La ensayista comparte con los lectores los entretelones que la llevaron a escribir en 2014 “Los hombres me explican cosas”, el ensayo que se convirtió en best seller y que inauguró una corriente teórica que logró dar cuenta de hasta qué punto la opinión informada y especializada de muchas mujeres es invisibilizada cuando a fuerza de explicaciones masculinas. “Desde la publicación del ensayo he sabido de abogadas, científicas, médicas, especialistas en diversos ámbitos, deportistas y montañeras, mecánicas y otras mujeres que han recibido explicaciones sobre si área de conocimiento por parte de hombres que no tenían la menor idea de lo que hablaban pero que consideraban que el mundo estaba tan organizado que el saber era inherente al varón y su ausencia inherente a la mujer; que escuchar era nuestra obligación y estado natural y perorar, su derecho”, advierte.
El texto, que fue publicado en la Argentina por el sello Fiordo, zigzaguea en torno a la noción de mansplaining, un término que la también autora de “Una guía sobre el arte de perderse” acuñó a partir de una anécdota personal que tuvo lugar cuando durante una fiesta un hombre con el que conversaba desatendía sus comentarios mientras insistía en explicarle con arrogancia el argumento de un libro que precisamente había escrito ella.

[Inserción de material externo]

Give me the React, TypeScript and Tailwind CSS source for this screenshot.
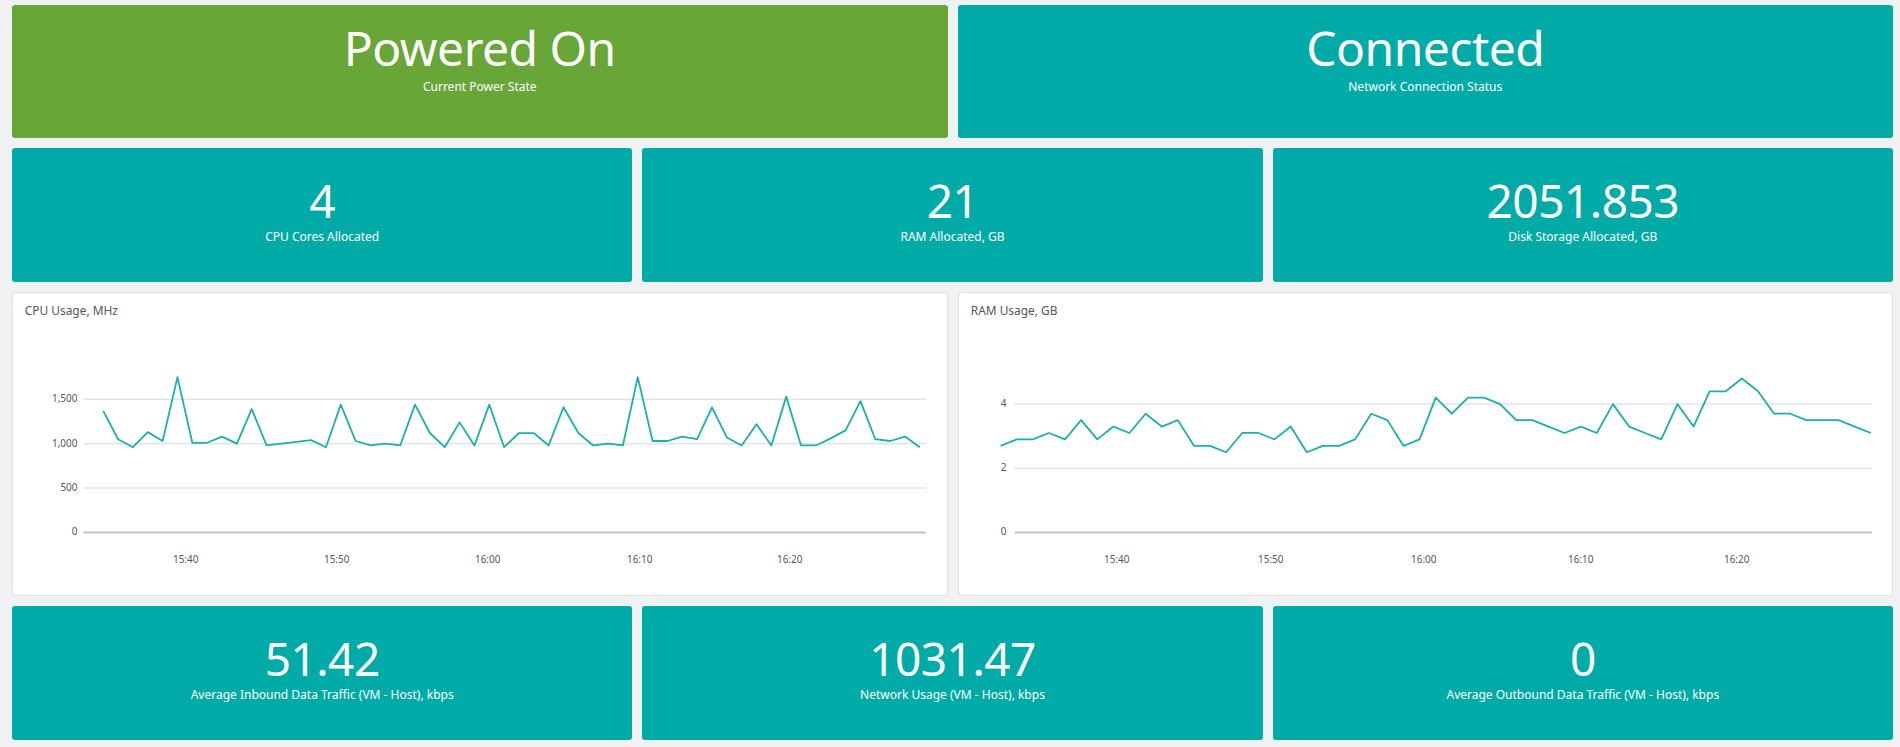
import React from 'react';

const font = { fontFamily: '"Noto Sans", "Open Sans", sans-serif' };

const cpu = [1370,1050,960,1130,1030,1750,1010,1010,1080,1000,1390,980,1000,1020,1040,960,1440,1030,980,1000,980,1440,1120,960,1240,980,1440,960,1120,1120,980,1410,1120,980,1000,980,1750,1030,1030,1080,1050,1410,1070,980,1220,980,1530,980,980,1060,1150,1480,1050,1030,1080,960];
const ram = [2.7,2.9,2.9,3.1,2.9,3.5,2.9,3.3,3.1,3.7,3.3,3.5,2.7,2.7,2.5,3.1,3.1,2.9,3.3,2.5,2.7,2.7,2.9,3.7,3.5,2.7,2.9,4.2,3.7,4.2,4.2,4.0,3.5,3.5,3.3,3.1,3.3,3.1,4.0,3.3,3.1,2.9,4.0,3.3,4.4,4.4,4.8,4.4,3.7,3.7,3.5,3.5,3.5,3.3,3.1];

const Stat = ({ value, label, green, big }: { value: string; label: string; green?: boolean; big?: boolean }) => (
  <div className={`flex-1 rounded-[3px] flex flex-col items-center justify-center text-white ${green ? 'bg-[#68a637]' : 'bg-[#00aba7]'}`}>
    <div className={`${big ? 'text-[48px] -mt-7' : 'text-[46px] -mt-3'} leading-[1.1] tracking-[-0.5px]`}>{value}</div>
    <div className="text-[12px] mt-1.5 leading-none">{label}</div>
  </div>
);

type ChartProps = {
  title: string; data: number[]; max: number; ticks: { v: number; l: string }[];
  gx0: number; lx: number; x0: number; x1: number; xl: number[];
};

const Chart = ({ title, data, max, ticks, gx0, lx, x0, x1, xl }: ChartProps) => {
  const y = (v: number) => 241 - (v / max) * 134;
  const step = (x1 - x0) / (data.length - 1);
  const pts = data.map((v, i) => `${x0 + i * step},${y(v)}`).join(' ');
  return (
    <div className="flex-1 bg-white border border-[#dcdfe3] rounded-[3px]">
      <svg viewBox="0 0 932 304" className="w-full h-full block">
        <text x="8" y="22" fontSize="12" fill="#555">{title}</text>
        {ticks.map((t) => (
          <g key={t.l}>
            <line x1={gx0} x2="915" y1={y(t.v)} y2={y(t.v)} stroke={t.v === 0 ? '#c4c6c9' : '#e2e4e7'} strokeWidth={t.v === 0 ? 2 : 1.5} />
            <text x={lx} y={y(t.v) + 3} fontSize="10" fill="#555" textAnchor="end">{t.l}</text>
          </g>
        ))}
        {['15:40', '15:50', '16:00', '16:10', '16:20'].map((l, i) => (
          <text key={l} x={xl[i]} y="272" fontSize="10" fill="#555" textAnchor="middle">{l}</text>
        ))}
        <polyline points={pts} fill="none" stroke="#1ab1a6" strokeWidth="1.8" strokeLinejoin="round" />
      </svg>
    </div>
  );
};

export default function App() {
  return (
    <div className="w-[1900px] h-[747px] bg-[#f0f1f3] pl-3 pr-[7px] pt-[5px] flex flex-col gap-[10px]" style={font}>
      <div className="h-[133px] flex gap-[10px]">
        <Stat value="Powered On" label="Current Power State" green big />
        <Stat value="Connected" label="Network Connection Status" big />
      </div>
      <div className="h-[134px] flex gap-[10px]">
        <Stat value="4" label="CPU Cores Allocated" />
        <Stat value="21" label="RAM Allocated, GB" />
        <Stat value="2051.853" label="Disk Storage Allocated, GB" />
      </div>
      <div className="h-[304px] flex gap-[10px]">
        <Chart title="CPU Usage, MHz" data={cpu} max={1500} ticks={[{ v: 0, l: '0' }, { v: 500, l: '500' }, { v: 1000, l: '1,000' }, { v: 1500, l: '1,500' }]}
          gx0={67} lx={61} x0={87} x1={909} xl={[170, 322, 474, 627, 778]} />
        <Chart title="RAM Usage, GB" data={ram} max={4.15} ticks={[{ v: 0, l: '0' }, { v: 2, l: '2' }, { v: 4, l: '4' }]}
          gx0={52} lx={44} x0={38} x1={914} xl={[155, 310, 464, 622, 779]} />
      </div>
      <div className="h-[134px] flex gap-[10px]">
        <Stat value="51.42" label="Average Inbound Data Traffic (VM - Host), kbps" />
        <Stat value="1031.47" label="Network Usage (VM - Host), kbps" />
        <Stat value="0" label="Average Outbound Data Traffic (VM - Host), kbps" />
      </div>
    </div>
  );
}
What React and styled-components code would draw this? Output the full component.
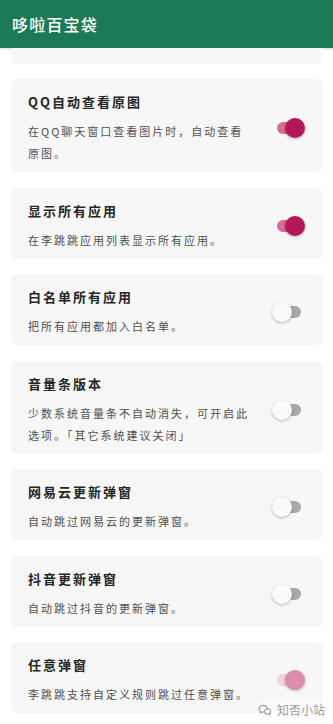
import React from "react";
import styled, { createGlobalStyle } from "styled-components";
import { RiWechatLine } from "react-icons/ri";

const GlobalStyle = createGlobalStyle`
  html, body {
    margin: 0;
    padding: 0;
    background: #ffffff;
    font-family: "Noto Sans CJK SC", "Noto Sans", sans-serif;
  }
`;

const Screen = styled.div`
  position: relative;
  width: 333px;
  height: 724px;
  overflow: hidden;
  background: #ffffff;
`;

const Header = styled.header`
  height: 48px;
  display: flex;
  align-items: center;
  padding: 0 12px;
  background: #1b7a54;
  box-shadow: 0 1px 2px rgba(27, 122, 84, 0.25);
`;

const HeaderTitle = styled.h1`
  margin: 0;
  font-size: 16px;
  font-weight: 500;
  letter-spacing: 1.2px;
  color: #ffffff;
`;

const List = styled.div`
  display: flex;
  flex-direction: column;
  gap: 15.5px;
  padding: 0 10px 0 11px;
`;

const PeekCard = styled.div`
  height: 15.5px;
  background: #f7f7f7;
  border-radius: 0 0 6px 6px;
`;

const Card = styled.div`
  display: flex;
  align-items: center;
  padding: 13px 17px 8px 17px;
  background: #f7f7f7;
  border-radius: 6px;
`;

const TextBlock = styled.div`
  flex: 1;
  display: flex;
  flex-direction: column;
  gap: 8px;
`;

const Title = styled.div`
  font-size: 13px;
  line-height: 20px;
  font-weight: 700;
  letter-spacing: 2px;
  color: #262626;
`;

const Desc = styled.div`
  max-width: 224px;
  font-size: 11px;
  line-height: 22px;
  letter-spacing: 2px;
  color: #4f4f4f;
`;

const Switch = styled.div`
  position: relative;
  width: 24px;
  height: 12px;
  margin-right: 5px;
  border-radius: 6px;
  flex-shrink: 0;
  background: ${(p) =>
    p.$faded ? "#f3d2de" : p.$on ? "#d96b97" : "#a9a9a9"};
`;

const Thumb = styled.span`
  position: absolute;
  top: -4px;
  left: ${(p) => (p.$on ? "8px" : "-5px")};
  width: 20px;
  height: 20px;
  border-radius: 50%;
  background: ${(p) =>
    p.$faded ? "#dd8cad" : p.$on ? "#b3185a" : "#fafafa"};
  box-shadow: 0 1px 3px rgba(0, 0, 0, 0.28);
`;

const Watermark = styled.div`
  position: absolute;
  right: 8px;
  bottom: 6px;
  display: flex;
  align-items: center;
  gap: 5px;
  font-size: 12px;
  color: #9a9a9a;
  background: rgba(255, 255, 255, 0.6);
`;

const items = [
  {
    title: "QQ自动查看原图",
    desc: "在QQ聊天窗口查看图片时，自动查看原图。",
    on: true,
  },
  { title: "显示所有应用", desc: "在李跳跳应用列表显示所有应用。", on: true },
  { title: "白名单所有应用", desc: "把所有应用都加入白名单。", on: false },
  {
    title: "音量条版本",
    desc: "少数系统音量条不自动消失，可开启此选项。「其它系统建议关闭」",
    on: false,
  },
  { title: "网易云更新弹窗", desc: "自动跳过网易云的更新弹窗。", on: false },
  { title: "抖音更新弹窗", desc: "自动跳过抖音的更新弹窗。", on: false },
  {
    title: "任意弹窗",
    desc: "李跳跳支持自定义规则跳过任意弹窗。",
    on: true,
    faded: true,
  },
];

const App = () => {
  return (
    <Screen>
      <GlobalStyle />
      <Header>
        <HeaderTitle>哆啦百宝袋</HeaderTitle>
      </Header>
      <List>
        <PeekCard />
        {items.map((item) => (
          <Card key={item.title}>
            <TextBlock>
              <Title>{item.title}</Title>
              <Desc>{item.desc}</Desc>
            </TextBlock>
            <Switch $on={item.on} $faded={item.faded}>
              <Thumb $on={item.on} $faded={item.faded} />
            </Switch>
          </Card>
        ))}
      </List>
      <Watermark>
        <RiWechatLine size={14} />
        知否小站
      </Watermark>
    </Screen>
  );
};

export default App;
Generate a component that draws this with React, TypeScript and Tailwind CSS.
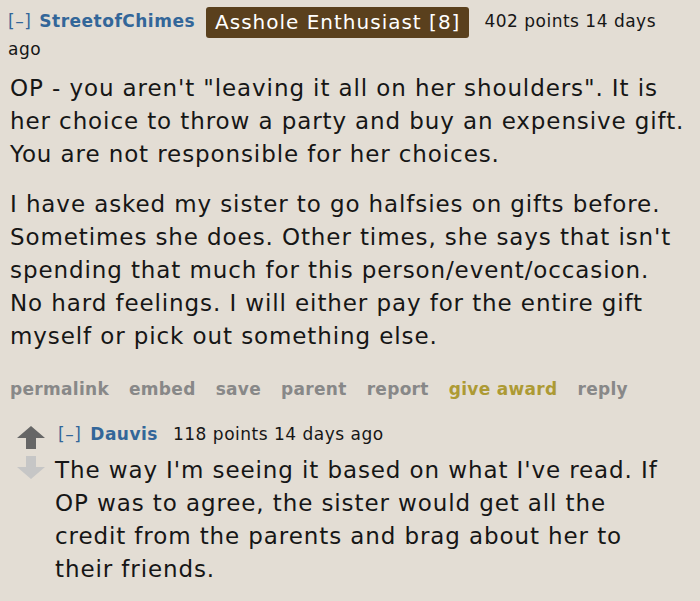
import React from "react";

// ─── Vote arrows ─────────────────────────────────────────────────────────────
const Arrow = ({ up, color }: { up?: boolean; color: string }) => (
  <svg width="30" height="25" viewBox="0 0 30 25" className={up ? "" : "rotate-180"}>
    <path d="M15 1 L29 13 L20 13 L20 24 L10 24 L10 13 L1 13 Z" fill={color} />
  </svg>
);

const parentBody = [
  [
    `OP - you aren't "leaving it all on her shoulders". It is`,
    "her choice to throw a party and buy an expensive gift.",
    "You are not responsible for her choices.",
  ],
  [
    "I have asked my sister to go halfsies on gifts before.",
    "Sometimes she does. Other times, she says that isn't",
    "spending that much for this person/event/occasion.",
    "No hard feelings. I will either pay for the entire gift",
    "myself or pick out something else.",
  ],
];

const childBody = [
  "The way I'm seeing it based on what I've read. If",
  "OP was to agree, the sister would get all the",
  "credit from the parents and brag about her to",
  "their friends.",
];

const buttons = ["permalink", "embed", "save", "parent", "report", "give award", "reply"];

export default function App() {
  return (
    <div className="w-[700px] h-[601px] overflow-hidden bg-[#e3ddd4] text-[#161616] font-['DejaVu_Sans',Verdana,sans-serif]">
      {/* ── Parent tagline ── */}
      <div className="flex items-center h-[32px] mt-[6px] pl-[8px] text-[17px] tracking-[0.5px] whitespace-nowrap">
        <span className="text-[#369]">[–]</span>
        <span className="ml-[8px] font-bold text-[#369]">StreetofChimes</span>
        <span className="ml-[11px] h-[31px] px-[9px] rounded-[3px] bg-[#5a401d] text-white text-[20px] tracking-[1px] flex items-center">
          Asshole Enthusiast [8]
        </span>
        <span className="ml-[15px]">402 points 14 days</span>
      </div>
      <div className="pl-[8px] text-[17px] tracking-[0.5px] leading-[22px]">ago</div>

      {/* ── Parent body ── */}
      <div className="pl-[10px] mt-[12px] text-[23px] tracking-[0.9px] leading-[33px] whitespace-nowrap">
        {parentBody.map((p, i) => (
          <p key={i} className={i ? "mt-[17px]" : ""}>
            {p.map((l) => (
              <span key={l} className="block">{l}</span>
            ))}
          </p>
        ))}
      </div>

      {/* ── Buttons ── */}
      <div className="flex gap-[20px] pl-[10px] mt-[25px] text-[17px] tracking-[0.3px] font-bold text-[#888] leading-[22px]">
        {buttons.map((b) => (
          <span key={b} className={b === "give award" ? "text-[#ad9a34]" : ""}>{b}</span>
        ))}
      </div>

      {/* ── Child comment ── */}
      <div className="flex mt-[20px]">
        <div className="flex flex-col gap-[5px] pl-[16px] pt-[5px] w-[55px]">
          <Arrow up color="#666" />
          <Arrow color="#c6c6c6" />
        </div>
        <div>
          <div className="flex items-center h-[30px] pl-[3px] text-[17px] tracking-[0.5px] whitespace-nowrap">
            <span className="text-[#369]">[–]</span>
            <span className="ml-[9px] font-bold text-[#369]">Dauvis</span>
            <span className="ml-[15px]">118 points 14 days ago</span>
          </div>
          <div className="mt-[4px] text-[23px] tracking-[0.9px] leading-[33px] whitespace-nowrap">
            {childBody.map((l) => (
              <span key={l} className="block">{l}</span>
            ))}
          </div>
        </div>
      </div>
    </div>
  );
}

Así surgió el planteo central de “Los hombres me explican cosas”, en el que Solnit problematiza la persistente desigualdad entre mujeres y hombres y la violencia basada en el género. No solo eso: la publicación instaló definitivamente el concepto de mansplaining como una práctica que busca deslegitimar los atributos de una persona –usualmente una mujer– a través del discurso. El New York Times seleccionó en 2010 la expresión como una de las palabras del año y cuatro años después el Diccionario de Oxford lo incluyó en su versión online. Poco después, la propia escritora salió a aclarar que no se trata de una práctica monopolizada por el género masculino.
Con este ensayo, Solnit le devolvió la voz autorizada a tantas y tan diversas mujeres y logró instalar la palabra en el diccionario y en la conversación pública, tal vez la forma más lineal de hacer aparecer una voz. Aunque por momentos aparece el eco de la narrativa Vivian Gornick o resuenan las mismas preocupaciones que llevaron a Leslie Kern a indagar con una mirada feminista sobre la geografía urbana, en “Recuerdos de mi inexistencia” se dibuja con claridad aquella cosmología original que Solnit tanto añoraba.